Two of the instruments listed above (the PARQ and PAQ) were mandated by Federal Court order in 1993 to be used in all foster placement and adoption proceedings in the State of Connecticut. Moreover, the instruments have also been used in a variety of clinical-practice settings, parent education programs (e.g., the PARQ has been incorporated into Glendon Association's "Compassionate Childrearing Parent Education Program" in 30 States and Costa Rica, and into the Center for the Improvement of Child Caring's "Black Parenting Programs"), as well as for parent education program-evaluation protocols in many States and Provinces of Canada.

 

About the Director

Ronald P. Rohner, Ph.D., is a Fellow of the American Psychological Association, the American Psychological Society, and the American Anthropological Association . He is also a member of the National Council on Family Relations. He is former president of the Board of Directors of Natchaug Psychiatric Hospital, past President of the Society for Cross-Cultural Research, and has served on the Executive Council of the International Association for Cross-Cultural Psychology, as well as on the Board of Directors of the Connecticut Association for the Prevention of Child Abuse and Neglect.
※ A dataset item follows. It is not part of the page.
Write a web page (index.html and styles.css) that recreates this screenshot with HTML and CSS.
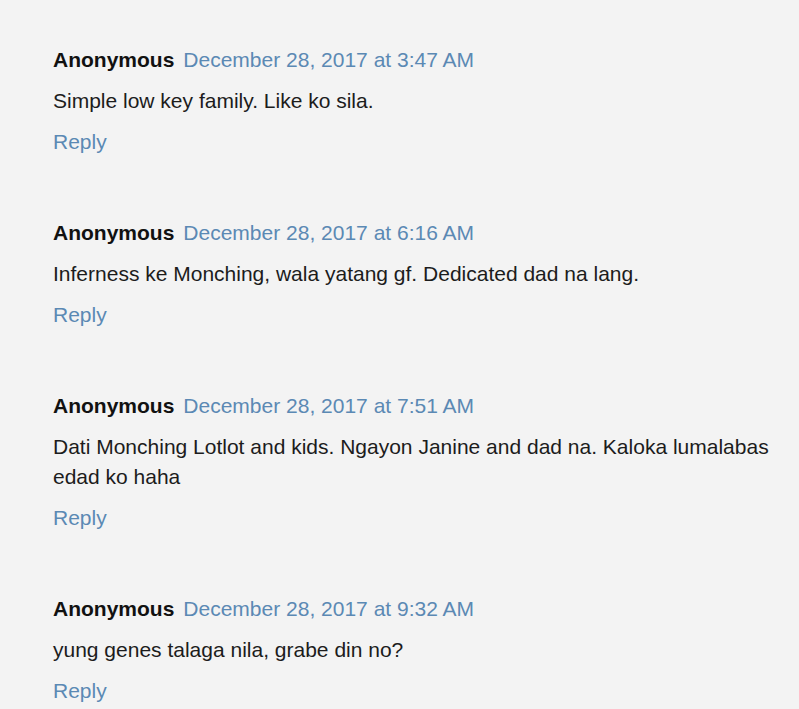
FILE: index.html
```html
<!DOCTYPE html>
<html lang="en">
<head>
    <meta charset="UTF-8">
    <meta name="viewport" content="width=device-width, initial-scale=1.0">
    <title>Comments</title>
    <link rel="stylesheet" href="styles.css">
</head>
<body>
    <div class="comments">
        <div class="comment">
            <div class="comment-header">
                <span class="author">Anonymous</span>
                <a class="date" href="#">December 28, 2017 at 3:47 AM</a>
            </div>
            <p class="comment-body">Simple low key family. Like ko sila.</p>
            <a class="reply" href="#">Reply</a>
        </div>

        <div class="comment">
            <div class="comment-header">
                <span class="author">Anonymous</span>
                <a class="date" href="#">December 28, 2017 at 6:16 AM</a>
            </div>
            <p class="comment-body">Inferness ke Monching, wala yatang gf. Dedicated dad na lang.</p>
            <a class="reply" href="#">Reply</a>
        </div>

        <div class="comment">
            <div class="comment-header">
                <span class="author">Anonymous</span>
                <a class="date" href="#">December 28, 2017 at 7:51 AM</a>
            </div>
            <p class="comment-body">Dati Monching Lotlot and kids. Ngayon Janine and dad na. Kaloka lumalabas edad ko haha</p>
            <a class="reply" href="#">Reply</a>
        </div>

        <div class="comment">
            <div class="comment-header">
                <span class="author">Anonymous</span>
                <a class="date" href="#">December 28, 2017 at 9:32 AM</a>
            </div>
            <p class="comment-body">yung genes talaga nila, grabe din no?</p>
            <a class="reply" href="#">Reply</a>
        </div>
    </div>
</body>
</html>
```

FILE: styles.css
```css
body {
    margin: 0;
    background-color: #f3f3f3;
    font-family: "Liberation Sans", Arial, sans-serif;
    font-size: 21px;
    line-height: 30px;
    color: #1c1c1c;
}

.comments {
    display: flex;
    flex-direction: column;
    gap: 61px;
    padding: 45px 14px 0 53px;
}

.comment {
    display: flex;
    flex-direction: column;
    gap: 11px;
}

.comment-header {
    display: flex;
    gap: 9px;
}

.author {
    font-weight: bold;
    color: #111;
}

.date,
.reply {
    color: #5b89b4;
    text-decoration: none;
}

.comment-body {
    margin: 0;
}

.reply {
    align-self: flex-start;
}
```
He was Professor of Anthropology at the University of Connecticut from 1964 through 1995. He was also a Senior Research Scientist at the Boys Town Center for the Study of Youth Development in Washington D.C. from 1975-1977.  During this time he authored nine books and more than 200 articles and other publications. He is now Professor Emeritus of Family Studies and Anthropology in the School of Family Studies at the University of Connecticut, Storrs. Here, he continues to act as Director of the Ronald and Nancy Rohner Center for the Study of Parental Acceptance and Rejection.